Clifton Gorge is the second most visited park in Ohio because of its dramatic cliffs and scenic waterway, which attract about 350,000 visitors each year. Much of its value derives from its beauty as a natural monument to the glacial cutting of dolomite and limestone rock that occurred all over the state several million years ago.
But Hoffer is challenged to balance his time at the Clifton Gorge with the other preserves in his Southwest District which is spread out between Cincinnati and Dayton over a six-county region. He and seven other full-time preserve managers operate the 134 nature preserves in Ohio in the same stretched manner. Whereas 12 years ago, the state employed 16 preserve managers around the state with plenty of full-time and seasonal land managers to help, budget cuts have forced fewer managers to take on larger areas with fewer staff members to implement programs. Last year Hoffer let go of five employees he relied on to clear the trails and control the honeysuckle, privet and other invasives, he said.
And here is where the Friends of the Gorge can be of real service, Hoffer said. When the honeysuckle starts getting out of hand or a bridge needs to be replaced, he hopes to be able to call on volunteers to help perform the work that the preserves no longer have the funds to hire out.

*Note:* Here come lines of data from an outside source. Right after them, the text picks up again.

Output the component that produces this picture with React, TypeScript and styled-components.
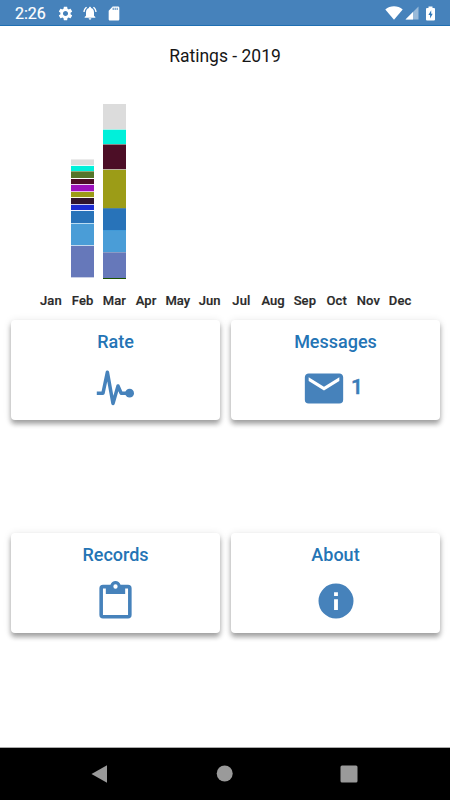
import React from 'react';
import styled, { createGlobalStyle } from 'styled-components';

const GlobalStyle = createGlobalStyle`
  *, *::before, *::after { box-sizing: border-box; }
  body { margin: 0; background: #fff; font-family: Roboto, sans-serif; }
  svg { display: block; }
`;

const Screen = styled.div`
  width: 450px;
  height: 800px;
  display: flex;
  flex-direction: column;
  overflow: hidden;
  background: #fff;
`;

const StatusBar = styled.header`
  height: 26px;
  flex: none;
  display: flex;
  align-items: center;
  padding: 1px 15px 0;
  background: #4682bb;
  border-bottom: 1px solid #1f6fb2;
  color: #fff;
`;

const Clock = styled.time`
  width: 42px;
  font-size: 16px;
  line-height: 25px;
  -webkit-text-stroke: 0.2px #fff;
`;

const StatusGroup = styled.div<{ $gap: number; $end?: boolean }>`
  display: flex;
  align-items: center;
  gap: ${(p) => p.$gap}px;
  margin-left: ${(p) => (p.$end ? 'auto' : '0')};
`;

const Title = styled.h1`
  margin: 20px 0 0;
  height: 22px;
  flex: none;
  font-size: 17.5px;
  font-weight: 400;
  line-height: 21px;
  text-align: center;
  color: #161616;
`;

const Chart = styled.section`
  width: 381px;
  flex: none;
  height: 240px;
  margin-left: 35px;
  padding-top: 36px;
  display: grid;
  grid-template-columns: repeat(12, 1fr);
`;

const Month = styled.div`
  display: flex;
  flex-direction: column;
  align-items: center;
`;

const Bar = styled.div<{ $lift: number }>`
  width: 23px;
  height: 175px;
  padding-bottom: ${(p) => p.$lift}px;
  display: flex;
  flex-direction: column;
  justify-content: flex-end;
`;

const Segment = styled.div<{ $color: string; $edge: string; $size: number }>`
  height: ${(p) => p.$size}px;
  flex: none;
  background: ${(p) => p.$color};
  border-top: 1px solid ${(p) => p.$edge};
`;

const MonthLabel = styled.span`
  margin-top: 13px;
  font-size: 13px;
  font-weight: 500;
  letter-spacing: 0.1px;
  line-height: 18px;
  color: #2a2a2a;
  -webkit-text-stroke: 0.2px #2a2a2a;
`;

const Cards = styled.main`
  flex: 1;
  padding: 12px 10px 0 11px;
  display: grid;
  grid-template-columns: 209px 209px;
  grid-auto-rows: 100px;
  column-gap: 11px;
  row-gap: 113px;
`;

const Card = styled.button`
  display: flex;
  flex-direction: column;
  align-items: center;
  padding: 11px 0 0;
  border: 0;
  border-radius: 4px;
  background: #fff;
  box-shadow: 0 4px 5px rgba(0, 0, 0, 0.33), 0 1px 8px rgba(0, 0, 0, 0.11);
  font-family: inherit;
  color: #2474b5;
`;

const CardTitle = styled.span`
  font-size: 18px;
  font-weight: 500;
  line-height: 22px;
`;

const CardBody = styled.div`
  height: 46px;
  margin-top: 12px;
  display: flex;
  align-items: center;
  color: #4682bb;
`;

const Count = styled.span`
  margin: 0 2px 2px 4px;
  padding-right: 5px;
  font-size: 21px;
  font-weight: 500;
  line-height: 24px;
  color: #3b7cb8;
  -webkit-text-stroke: 0.5px #3b7cb8;
`;

const NavBar = styled.nav`
  height: 53px;
  flex: none;
  display: grid;
  grid-template-columns: 124px 124px 124px;
  justify-content: center;
  align-items: center;
  justify-items: center;
  background: #000;
  border-top: 1px solid #aaa;
`;

const Icon = ({ size, height, d }: { size: number; height?: number; d: string }) => (
  <svg
    width={size}
    height={height ?? size}
    viewBox="0 0 24 24"
    preserveAspectRatio="none"
    fill="currentColor"
  >
    <path fillRule="evenodd" d={d} />
  </svg>
);

const GEAR =
  'M19.14 12.94c.04-.3.06-.61.06-.94 0-.32-.02-.64-.07-.94l2.03-1.58c.18-.14.23-.41.12-.61l-1.92-3.32c-.12-.22-.37-.29-.59-.22l-2.39.96c-.5-.38-1.03-.7-1.62-.94l-.36-2.54c-.04-.24-.24-.41-.48-.41h-3.84c-.24 0-.43.17-.47.41l-.36 2.54c-.59.24-1.13.57-1.62.94l-2.39-.96c-.22-.08-.47 0-.59.22L2.74 8.87c-.12.21-.08.47.12.61l2.03 1.58c-.05.3-.09.63-.09.94s.02.64.07.94l-2.03 1.58c-.18.14-.23.41-.12.61l1.92 3.32c.12.22.37.29.59.22l2.39-.96c.5.38 1.03.7 1.62.94l.36 2.54c.05.24.24.41.48.41h3.84c.24 0 .44-.17.47-.41l.36-2.54c.59-.24 1.13-.56 1.62-.94l2.39.96c.22.08.47 0 .59-.22l1.92-3.32c.12-.22.07-.47-.12-.61l-2.01-1.58zM12 15.6c-1.98 0-3.6-1.62-3.6-3.6s1.62-3.6 3.6-3.6 3.6 1.62 3.6 3.6-1.62 3.6-3.6 3.6z';
const BELL =
  'M7.58 4.08 6.15 2.65C3.75 4.48 2.17 7.3 2.03 10.5h2c.15-2.65 1.51-4.97 3.55-6.42zm12.39 6.42h2c-.15-3.2-1.73-6.02-4.12-7.85l-1.42 1.43c2.02 1.45 3.39 3.77 3.54 6.42zM18 11c0-3.07-1.64-5.64-4.5-6.32V4c0-.83-.67-1.5-1.5-1.5s-1.5.67-1.5 1.5v.68C7.63 5.36 6 7.92 6 11v5l-2 2v1h16v-1l-2-2v-5zm-6 11c.14 0 .27-.01.4-.04.65-.14 1.18-.58 1.44-1.18.1-.24.15-.5.15-.78h-4c.01 1.1.9 2 2.01 2z';
const SD_CARD =
  'M18 2h-8L4.02 8 4 20c0 1.1.9 2 2 2h12c1.1 0 2-.9 2-2V4c0-1.1-.9-2-2-2zm-6.500 5h-1.500V4h1.500v3zm3 0h-1.500V4h1.500v3zm3 0h-1.500V4h1.500v3z';
const MAIL =
  'M20 8l-8 5-8-5V6l8 5 8-5m0-2H4c-1.11 0-2 .89-2 2v12a2 2 0 0 0 2 2h16a2 2 0 0 0 2-2V6c0-1.11-.9-2-2-2z';
const CLIPBOARD =
  'M19 3H14.82C14.4 1.84 13.3 1 12 1C10.7 1 9.6 1.84 9.18 3H5A2 2 0 0 0 3 5V19A2 2 0 0 0 5 21H19A2 2 0 0 0 21 19V5A2 2 0 0 0 19 3M12 2.800A1.200 1.200 0 0 1 13.200 4A1.200 1.200 0 0 1 12 5.200A1.200 1.200 0 0 1 10.800 4A1.200 1.200 0 0 1 12 2.800M6.600 8H17.400V5H19V19.200H5V5H6.600V8Z';
const INFO =
  'M13.100 9.200H10.900V7H13.100M13.100 17.200H10.900V11H13.100M12 2A10 10 0 0 0 2 12A10 10 0 0 0 12 22A10 10 0 0 0 22 12A10 10 0 0 0 12 2Z';

const PulseIcon = () => (
  <svg width="39" height="38" viewBox="0 0 39 38" fill="none">
    <path
      d="M.8 24.2H7L11.400 3.200L17 34.500L22 17L25.200 24.200H33"
      stroke="currentColor"
      strokeWidth="3.5"
      strokeLinejoin="round"
    />
    <circle cx="33.600" cy="24.200" r="4.400" fill="currentColor" />
  </svg>
);

const WifiIcon = () => (
  <svg width="18" height="14" viewBox="0 0 18 14" fill="#fff">
    <path d="M.3 3.4C5.2-.8 12.800-.8 17.700 3.400L9 13.800Z" />
  </svg>
);

const SignalIcon = () => (
  <svg width="14" height="14" viewBox="0 0 14 14" fill="#fff">
    <path d="M13.500.500V13.500H.500Z" opacity=".45" />
    <path d="M8 6V13.500H.500Z" />
  </svg>
);

const BatteryIcon = () => (
  <svg width="9" height="15" viewBox="0 0 9 15">
    <path d="M2.500.500h4v1.500H8q1 0 1 1V13.500q0 1-1 1H1q-1 0-1-1V3q0-1 1-1h1.500Z" fill="#fff" />
    <path d="M5.200 4.200L2.400 9H4.100V12.500L6.700 7.700H5.200Z" fill="#2f77b8" />
  </svg>
);

const BatterySlot = styled.div`
  margin: 0 0 0 5px;
`;

type Part = [color: string, edge: string, size: number];

const FEB: Part[] = [
  ['#dcdcdc', '#ebebeb', 6],
  ['#00f0da', '#e6fffc', 6],
  ['#55752a', '#8fa878', 7],
  ['#4c0e26', '#ffffff', 6],
  ['#9d10bd', '#efd4f4', 7],
  ['#9c9c17', '#e9b6ee', 6],
  ['#30142e', '#fafae0', 7],
  ['#1b2bd2', '#c9c9ef', 6],
  ['#2873b9', '#eef2ff', 13],
  ['#4a9dd7', '#b9dcf2', 22],
  ['#6678ba', '#c4d9ee', 32],
  ['#c9cfe6', '#c9cfe6', 1],
];

const MAR: Part[] = [
  ['#dcdcdc', '#dcdcdc', 25],
  ['#00f0da', '#a6f1e9', 15],
  ['#4c0e26', '#8d8585', 25],
  ['#9c9c17', '#bdb5a0', 39],
  ['#2873b9', '#4d83a0', 22],
  ['#4a9dd7', '#419ad8', 22],
  ['#6678ba', '#8b9bc6', 26],
  ['#1c5200', '#1c5200', 1],
];

const MONTHS: { name: string; parts?: Part[]; lift?: number }[] = [
  { name: 'Jan' },
  { name: 'Feb', parts: FEB, lift: 1 },
  { name: 'Mar', parts: MAR },
  { name: 'Apr' },
  { name: 'May' },
  { name: 'Jun' },
  { name: 'Jul' },
  { name: 'Aug' },
  { name: 'Sep' },
  { name: 'Oct' },
  { name: 'Nov' },
  { name: 'Dec' },
];

export default function App() {
  return (
    <>
      <GlobalStyle />
      <Screen>
        <StatusBar>
          <Clock>2:26</Clock>
          <StatusGroup $gap={8}>
            <Icon size={17} d={GEAR} />
            <Icon size={16} d={BELL} />
            <Icon size={16} height={17} d={SD_CARD} />
          </StatusGroup>
          <StatusGroup $gap={2} $end>
            <WifiIcon />
            <SignalIcon />
            <BatterySlot>
              <BatteryIcon />
            </BatterySlot>
          </StatusGroup>
        </StatusBar>
        <Title>Ratings - 2019</Title>
        <Chart>
          {MONTHS.map((m) => (
            <Month key={m.name}>
              <Bar $lift={m.lift ?? 0}>
                {(m.parts ?? []).map(([color, edge, size], i) => (
                  <Segment key={i} $color={color} $edge={edge} $size={size} />
                ))}
              </Bar>
              <MonthLabel>{m.name}</MonthLabel>
            </Month>
          ))}
        </Chart>
        <Cards>
          <Card>
            <CardTitle>Rate</CardTitle>
            <CardBody>
              <PulseIcon />
            </CardBody>
          </Card>
          <Card>
            <CardTitle>Messages</CardTitle>
            <CardBody>
              <Icon size={46} height={45} d={MAIL} />
              <Count>1</Count>
            </CardBody>
          </Card>
          <Card>
            <CardTitle>Records</CardTitle>
            <CardBody>
              <Icon size={43} height={45} d={CLIPBOARD} />
            </CardBody>
          </Card>
          <Card>
            <CardTitle>About</CardTitle>
            <CardBody>
              <Icon size={42} d={INFO} />
            </CardBody>
          </Card>
        </Cards>
        <NavBar>
          <svg width="22" height="18" viewBox="0 0 22 18" fill="#9a9a9a">
            <path d="M1.500 9L17 .300V17.700Z" />
          </svg>
          <svg width="18" height="18" viewBox="0 0 18 18" fill="#9a9a9a">
            <circle cx="8.700" cy="8.500" r="8" />
          </svg>
          <svg width="18" height="18" viewBox="0 0 18 18" fill="#9a9a9a">
            <rect x=".5" y=".5" width="17" height="17" rx="1.500" />
          </svg>
        </NavBar>
      </Screen>
    </>
  );
}
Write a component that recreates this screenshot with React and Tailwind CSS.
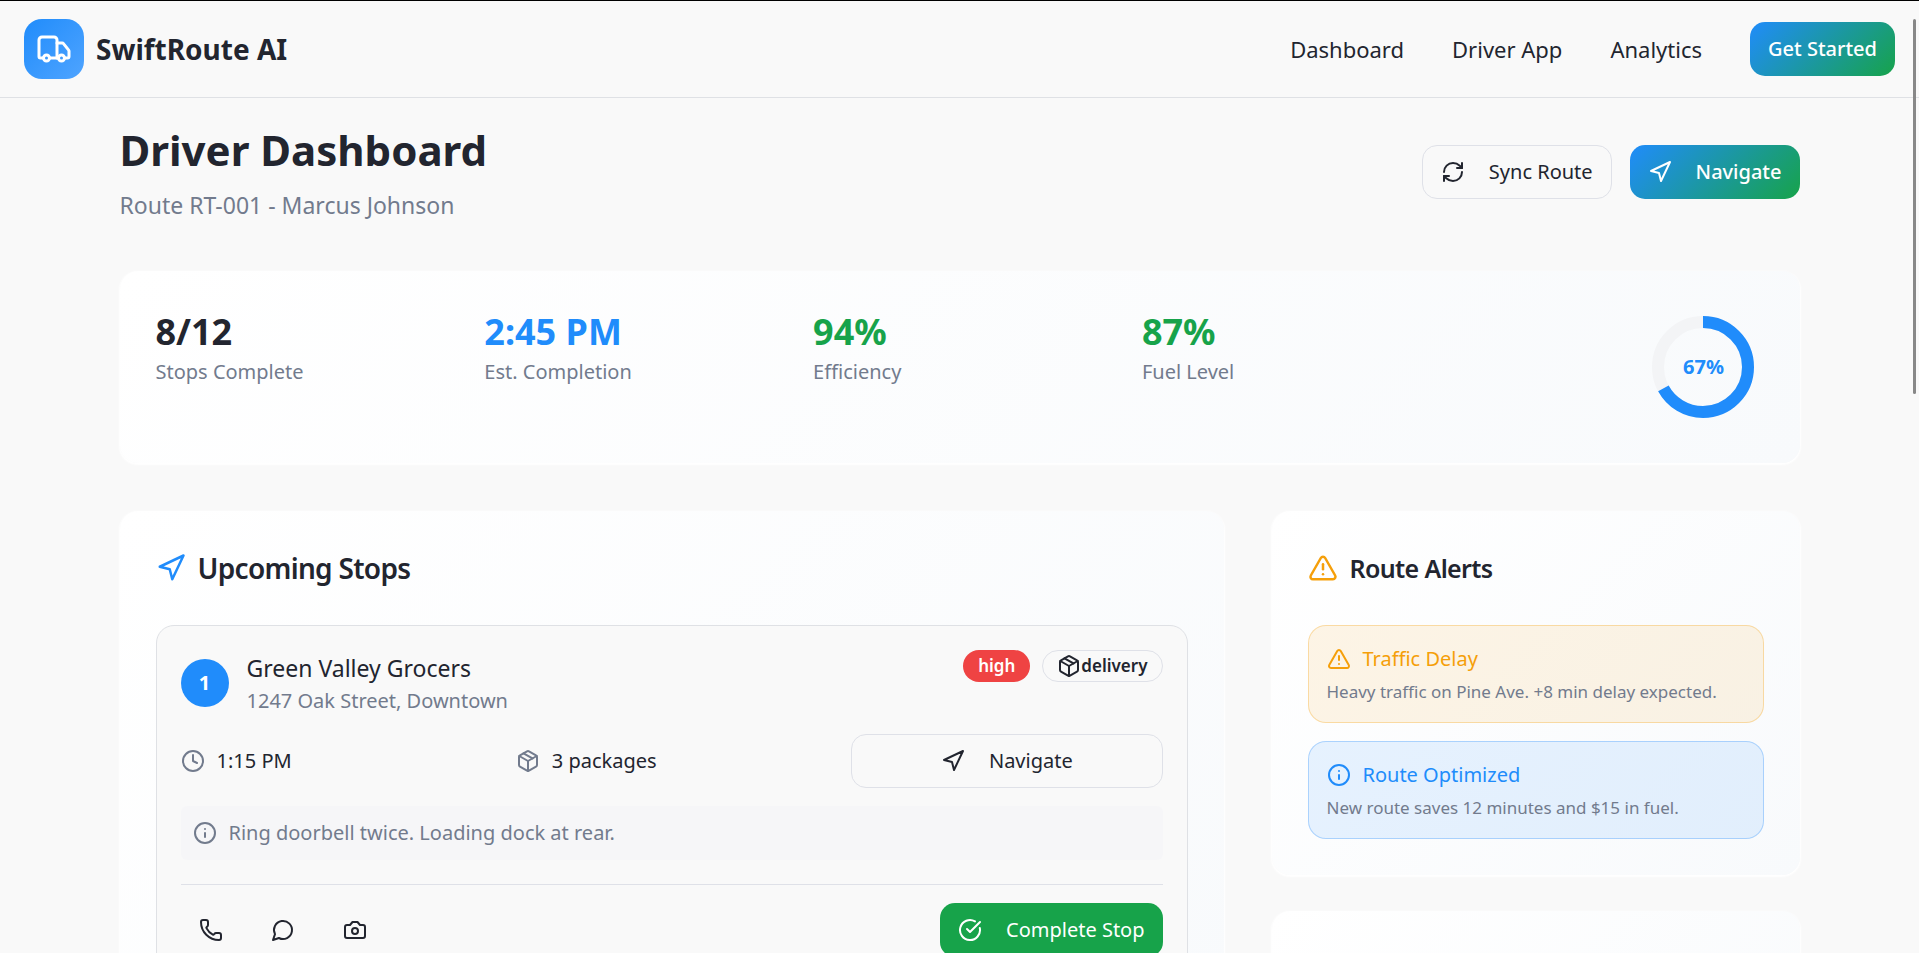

The effort has several supporters from Yellow Springs, including Talitha Greene, David and Keiko Hergesheimer, Deborah Shaw and Sherry Beam. The 12-member group will start small by making educational signage for the gorge and lead some guided hikes, and then plans to attain official nonprofit status and begin fundraising. Members also hope to get more people involved in a letter-writing campaign to get city, village and township leaders, businesses and citizens to write to their legislators in support of the tax check-off ammendment. Letters can also be sent to the Ohio Department of Natural Resources, Division of Natural Areas and Preserves, 2045 Morse Road, Building C-2, Columbus, Ohio 43229-6693.
“This is our gorge, and we want to protect it,” McNelly said.